Paris, 03 Sep 2003
The latest discovery of a large asteroid moving through our Solar System puts a spotlight on the studies of these and other wandering celestial objects by the European Space Agency.
Some astronomers have predicted that this newly discovered object could hit the Earth on 21 March, 2014, but now data indicate that the chances of it doing so are really very small - less than one in 909,000.
However, scientists continue to monitor these objects which could give clues to the origins of our Solar System. ESA's Infrared Space Observatory (ISO) satellite showed that there might be as many as two million asteroids larger than one kilometre in the region of space known as the 'asteroid belt'. Gravitational nudges from the planets can push them out of position, causing them to fall towards the Sun, which means that they may cross Earth's orbit and potentially collide with our world.
The planets of the Solar System were born in a violent storm of asteroid-like objects that began 4.6 thousand million years ago and lasted for roughly 500 million years. The planets failed to consume all of the asteroids and the planetary leftovers are still orbiting the Sun today. Most of them are confined to the 'main belt' of asteroids, in between the orbits of Mars and Jupiter.
Ironically, this process, which is thought to have initially assisted in life's origin by seeding the Earth with precious organic compounds, now threatens it.
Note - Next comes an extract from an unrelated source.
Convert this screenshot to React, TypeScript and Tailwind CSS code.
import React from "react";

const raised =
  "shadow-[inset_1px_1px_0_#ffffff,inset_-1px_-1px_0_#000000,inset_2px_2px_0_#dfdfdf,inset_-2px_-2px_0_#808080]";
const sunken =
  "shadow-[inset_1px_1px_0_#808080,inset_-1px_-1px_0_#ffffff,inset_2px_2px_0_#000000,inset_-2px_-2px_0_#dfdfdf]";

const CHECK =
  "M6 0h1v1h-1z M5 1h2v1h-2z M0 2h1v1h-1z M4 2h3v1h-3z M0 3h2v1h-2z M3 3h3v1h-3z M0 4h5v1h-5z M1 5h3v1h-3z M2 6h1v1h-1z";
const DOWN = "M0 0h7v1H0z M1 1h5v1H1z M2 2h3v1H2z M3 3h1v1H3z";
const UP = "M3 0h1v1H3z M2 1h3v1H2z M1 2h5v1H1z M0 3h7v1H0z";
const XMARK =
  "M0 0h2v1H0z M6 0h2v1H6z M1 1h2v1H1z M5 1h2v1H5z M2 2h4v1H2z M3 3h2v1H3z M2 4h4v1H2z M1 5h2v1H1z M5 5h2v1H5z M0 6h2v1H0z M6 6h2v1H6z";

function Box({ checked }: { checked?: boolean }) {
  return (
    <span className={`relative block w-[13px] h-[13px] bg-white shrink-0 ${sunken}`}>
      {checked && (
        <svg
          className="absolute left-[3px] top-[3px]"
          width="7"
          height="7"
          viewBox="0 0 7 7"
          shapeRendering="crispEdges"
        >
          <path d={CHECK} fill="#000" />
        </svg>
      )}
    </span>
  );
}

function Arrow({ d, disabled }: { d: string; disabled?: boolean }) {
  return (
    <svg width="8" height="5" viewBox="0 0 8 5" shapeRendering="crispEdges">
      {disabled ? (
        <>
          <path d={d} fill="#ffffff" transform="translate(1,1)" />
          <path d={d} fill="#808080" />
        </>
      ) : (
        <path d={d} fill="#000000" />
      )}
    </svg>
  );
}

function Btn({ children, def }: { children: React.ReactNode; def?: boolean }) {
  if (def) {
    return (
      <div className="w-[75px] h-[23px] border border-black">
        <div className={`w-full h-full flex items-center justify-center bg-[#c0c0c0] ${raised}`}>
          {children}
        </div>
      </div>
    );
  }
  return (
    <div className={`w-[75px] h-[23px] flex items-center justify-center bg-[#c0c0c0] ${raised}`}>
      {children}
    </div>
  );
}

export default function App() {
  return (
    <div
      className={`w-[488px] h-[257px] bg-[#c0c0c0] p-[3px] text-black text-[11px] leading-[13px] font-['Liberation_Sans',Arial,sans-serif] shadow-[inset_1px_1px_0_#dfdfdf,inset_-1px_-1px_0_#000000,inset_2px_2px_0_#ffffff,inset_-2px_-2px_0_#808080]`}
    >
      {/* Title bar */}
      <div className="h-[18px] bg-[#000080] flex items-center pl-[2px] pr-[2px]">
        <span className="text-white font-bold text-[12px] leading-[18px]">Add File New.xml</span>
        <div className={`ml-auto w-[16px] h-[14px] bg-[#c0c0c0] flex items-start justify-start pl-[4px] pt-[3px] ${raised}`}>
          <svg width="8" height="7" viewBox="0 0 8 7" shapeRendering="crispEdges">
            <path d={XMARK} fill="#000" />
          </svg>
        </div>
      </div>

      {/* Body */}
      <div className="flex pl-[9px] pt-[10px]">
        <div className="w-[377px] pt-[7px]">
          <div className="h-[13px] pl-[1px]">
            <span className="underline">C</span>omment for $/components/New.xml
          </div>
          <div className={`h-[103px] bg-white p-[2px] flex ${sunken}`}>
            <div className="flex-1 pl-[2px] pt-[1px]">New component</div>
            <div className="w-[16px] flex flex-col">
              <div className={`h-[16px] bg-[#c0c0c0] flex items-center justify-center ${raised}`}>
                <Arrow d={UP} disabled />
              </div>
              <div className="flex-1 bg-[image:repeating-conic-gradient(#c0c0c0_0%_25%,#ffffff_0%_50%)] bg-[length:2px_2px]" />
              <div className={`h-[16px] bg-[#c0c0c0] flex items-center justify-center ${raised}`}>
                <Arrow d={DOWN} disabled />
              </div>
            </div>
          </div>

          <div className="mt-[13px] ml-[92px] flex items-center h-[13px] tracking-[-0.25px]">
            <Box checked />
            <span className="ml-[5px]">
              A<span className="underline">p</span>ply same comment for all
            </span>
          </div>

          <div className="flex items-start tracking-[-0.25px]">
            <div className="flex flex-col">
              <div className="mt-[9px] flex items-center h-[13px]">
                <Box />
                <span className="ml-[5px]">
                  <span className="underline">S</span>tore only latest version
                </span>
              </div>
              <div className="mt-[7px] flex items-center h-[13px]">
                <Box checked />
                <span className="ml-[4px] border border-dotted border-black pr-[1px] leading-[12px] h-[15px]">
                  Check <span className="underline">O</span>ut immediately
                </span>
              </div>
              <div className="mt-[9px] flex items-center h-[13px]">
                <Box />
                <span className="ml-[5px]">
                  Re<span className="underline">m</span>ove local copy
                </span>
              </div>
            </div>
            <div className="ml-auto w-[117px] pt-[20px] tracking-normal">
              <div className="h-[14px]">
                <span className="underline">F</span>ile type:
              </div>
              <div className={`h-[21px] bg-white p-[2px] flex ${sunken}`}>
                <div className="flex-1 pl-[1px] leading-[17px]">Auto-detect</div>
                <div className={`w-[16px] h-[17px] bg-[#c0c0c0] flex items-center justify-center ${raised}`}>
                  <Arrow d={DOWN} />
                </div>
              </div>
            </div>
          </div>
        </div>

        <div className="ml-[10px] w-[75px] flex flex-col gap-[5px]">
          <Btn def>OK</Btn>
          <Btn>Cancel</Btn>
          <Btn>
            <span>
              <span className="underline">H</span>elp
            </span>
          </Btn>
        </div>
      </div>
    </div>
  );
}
There are several impact craters visible on the Earth's surface, one of them is the Haughton crater in Canada, formed 23 million years ago, but many terrestrial craters are now covered by water or forests, or have been eroded away over thousands of years. There is now compelling evidence that the death of the dinosaurs was accelerated by the impact of an asteroid that struck the Earth in the Yucatán peninsula, off the coast of Mexico.
The Earth is in danger not only from asteroid strikes but also from their icy equivalents, comets. They could wreak havoc if they were to collide with our world. These objects usually live far away beyond even Pluto but can be jolted from their usual orbits by passing stars or gigantic gas clouds.
Comets are considered to be the primitive building blocks of the Solar System, and ESA's Rosetta comet-chasing mission could help us to understand if life on Earth began with the help of 'comet seeding'.
The chances of a comet hitting the Earth are also very small, but the possibility does exist, as shown when Comet Shoemaker-Levy 9 collided with Jupiter in 1994. The NASA/ESA Hubble Space Telescope, as well as Earth-based telescopes around the world, obtained spectacular imagery of this first-ever observed collision between two objects in our Solar System.
Hundreds of small comets are spotted every year, but most are drawn towards the Sun by its large gravitational attraction. They are called 'sungrazer' comets and they burn up completely in the Sun's hot atmosphere.
The ESA/NASA sun-watching spacecraft SOHO has become the most prolific discoverer of comets in the history of astronomy. With its LASCO coronagraph instrument, originally designed for seeing outbursts from the Sun, SOHO can monitor a large volume of surrounding space, and it is now a vital tool for ESA in the study of comets.